REQUIREMENTS: Print the listing in its entirety and exactly, leaving out images.

--- --- ---

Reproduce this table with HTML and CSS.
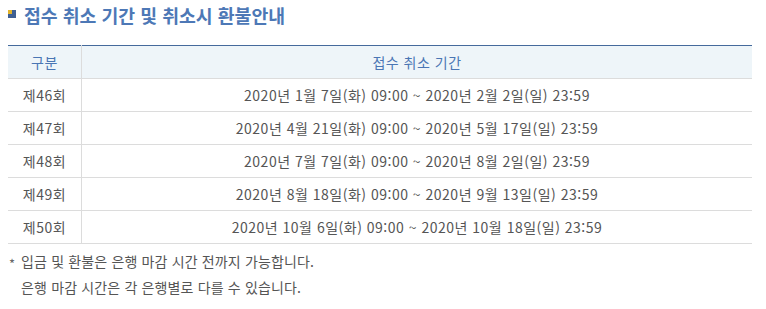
FILE: index.html
```html
<!DOCTYPE html>
<html lang="ko">
<head>
<meta charset="utf-8">
<link rel="stylesheet" href="styles.css">
</head>
<body>
<div class="wrap">
  <h2 class="title"><span class="bullet"></span>접수 취소 기간 및 취소시 환불안내</h2>
  <table class="tbl">
    <thead>
      <tr><th class="c1">구분</th><th>접수 취소 기간</th></tr>
    </thead>
    <tbody>
      <tr><td class="c1">제46회</td><td>2020년 1월 7일(화) 09:00 ~ 2020년 2월 2일(일) 23:59</td></tr>
      <tr><td class="c1">제47회</td><td>2020년 4월 21일(화) 09:00 ~ 2020년 5월 17일(일) 23:59</td></tr>
      <tr><td class="c1">제48회</td><td>2020년 7월 7일(화) 09:00 ~ 2020년 8월 2일(일) 23:59</td></tr>
      <tr><td class="c1">제49회</td><td>2020년 8월 18일(화) 09:00 ~ 2020년 9월 13일(일) 23:59</td></tr>
      <tr><td class="c1">제50회</td><td>2020년 10월 6일(화) 09:00 ~ 2020년 10월 18일(일) 23:59</td></tr>
    </tbody>
  </table>
  <ul class="notes">
    <li><span class="star">*</span>입금 및 환불은 은행 마감 시간 전까지 가능합니다.</li>
    <li><span class="star"></span>은행 마감 시간은 각 은행별로 다를 수 있습니다.</li>
  </ul>
</div>
</body>
</html>
```
FILE: styles.css
```css
html, body { margin: 0; padding: 0; background: #fff; }
body { font-family: "Noto Sans CJK KR", "Noto Sans", sans-serif; color: #555; }
.wrap { padding: 0 14px 0 8px; }
.title {
  margin: 0;
  height: 45px;
  padding-top: 3px;
  box-sizing: border-box;
  display: flex;
  align-items: flex-start;
  font-size: 18.3px;
  font-weight: 700;
  color: #4d78b6;
  line-height: 24px;
}
.bullet {
  width: 8px; height: 8px;
  margin: 7px 8px 0 0;
  background: linear-gradient(#e3b42a, #e3b42a) 0 0 / 4px 4px no-repeat, #3f5f92;
  flex: none;
}
.tbl {
  width: 744px;
  border-collapse: collapse;
  border-top: 1px solid #456a9c;
  font-size: 14px;
  letter-spacing: 0.5px;
}
.tbl th, .tbl td {
  border-bottom: 1px solid #dcdcdc;
  text-align: center;
  padding: 0;
  height: 32px;
  font-weight: 400;
}
.tbl th { background: #eef5f9; color: #4a76b4; height: 32px; }
.tbl .c1 { width: 73px; border-right: 1px solid #dcdcdc; }
.notes { list-style: none; margin: 4px 0 0; padding: 0; font-size: 14px; letter-spacing: 0.15px; line-height: 26px; color: #555; }
.notes li { display: flex; }
.star { width: 13px; flex: none; font-size: 13px; line-height: 1; padding-top: 9px; padding-left: 1px; box-sizing: border-box; letter-spacing: 0; color: #666; }
```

--- --- ---

ANSWER TO THIS EXERCISE:
Reproduce this table with HTML and CSS.
FILE: index.html
```html
<!DOCTYPE html>
<html lang="ko">
<head>
<meta charset="utf-8">
<link rel="stylesheet" href="styles.css">
</head>
<body>
<div class="wrap">
  <h2 class="title"><span class="bullet"></span>접수 취소 기간 및 취소시 환불안내</h2>
  <table class="tbl">
    <thead>
      <tr><th class="c1">구분</th><th>접수 취소 기간</th></tr>
    </thead>
    <tbody>
      <tr><td class="c1">제46회</td><td>2020년 1월 7일(화) 09:00 ~ 2020년 2월 2일(일) 23:59</td></tr>
      <tr><td class="c1">제47회</td><td>2020년 4월 21일(화) 09:00 ~ 2020년 5월 17일(일) 23:59</td></tr>
      <tr><td class="c1">제48회</td><td>2020년 7월 7일(화) 09:00 ~ 2020년 8월 2일(일) 23:59</td></tr>
      <tr><td class="c1">제49회</td><td>2020년 8월 18일(화) 09:00 ~ 2020년 9월 13일(일) 23:59</td></tr>
      <tr><td class="c1">제50회</td><td>2020년 10월 6일(화) 09:00 ~ 2020년 10월 18일(일) 23:59</td></tr>
    </tbody>
  </table>
  <ul class="notes">
    <li><span class="star">*</span>입금 및 환불은 은행 마감 시간 전까지 가능합니다.</li>
    <li><span class="star"></span>은행 마감 시간은 각 은행별로 다를 수 있습니다.</li>
  </ul>
</div>
</body>
</html>
```
FILE: styles.css
```css
html, body { margin: 0; padding: 0; background: #fff; }
body { font-family: "Noto Sans CJK KR", "Noto Sans", sans-serif; color: #555; }
.wrap { padding: 0 14px 0 8px; }
.title {
  margin: 0;
  height: 45px;
  padding-top: 3px;
  box-sizing: border-box;
  display: flex;
  align-items: flex-start;
  font-size: 18.3px;
  font-weight: 700;
  color: #4d78b6;
  line-height: 24px;
}
.bullet {
  width: 8px; height: 8px;
  margin: 7px 8px 0 0;
  background: linear-gradient(#e3b42a, #e3b42a) 0 0 / 4px 4px no-repeat, #3f5f92;
  flex: none;
}
.tbl {
  width: 744px;
  border-collapse: collapse;
  border-top: 1px solid #456a9c;
  font-size: 14px;
  letter-spacing: 0.5px;
}
.tbl th, .tbl td {
  border-bottom: 1px solid #dcdcdc;
  text-align: center;
  padding: 0;
  height: 32px;
  font-weight: 400;
}
.tbl th { background: #eef5f9; color: #4a76b4; height: 32px; }
.tbl .c1 { width: 73px; border-right: 1px solid #dcdcdc; }
.notes { list-style: none; margin: 4px 0 0; padding: 0; font-size: 14px; letter-spacing: 0.15px; line-height: 26px; color: #555; }
.notes li { display: flex; }
.star { width: 13px; flex: none; font-size: 13px; line-height: 1; padding-top: 9px; padding-left: 1px; box-sizing: border-box; letter-spacing: 0; color: #666; }
```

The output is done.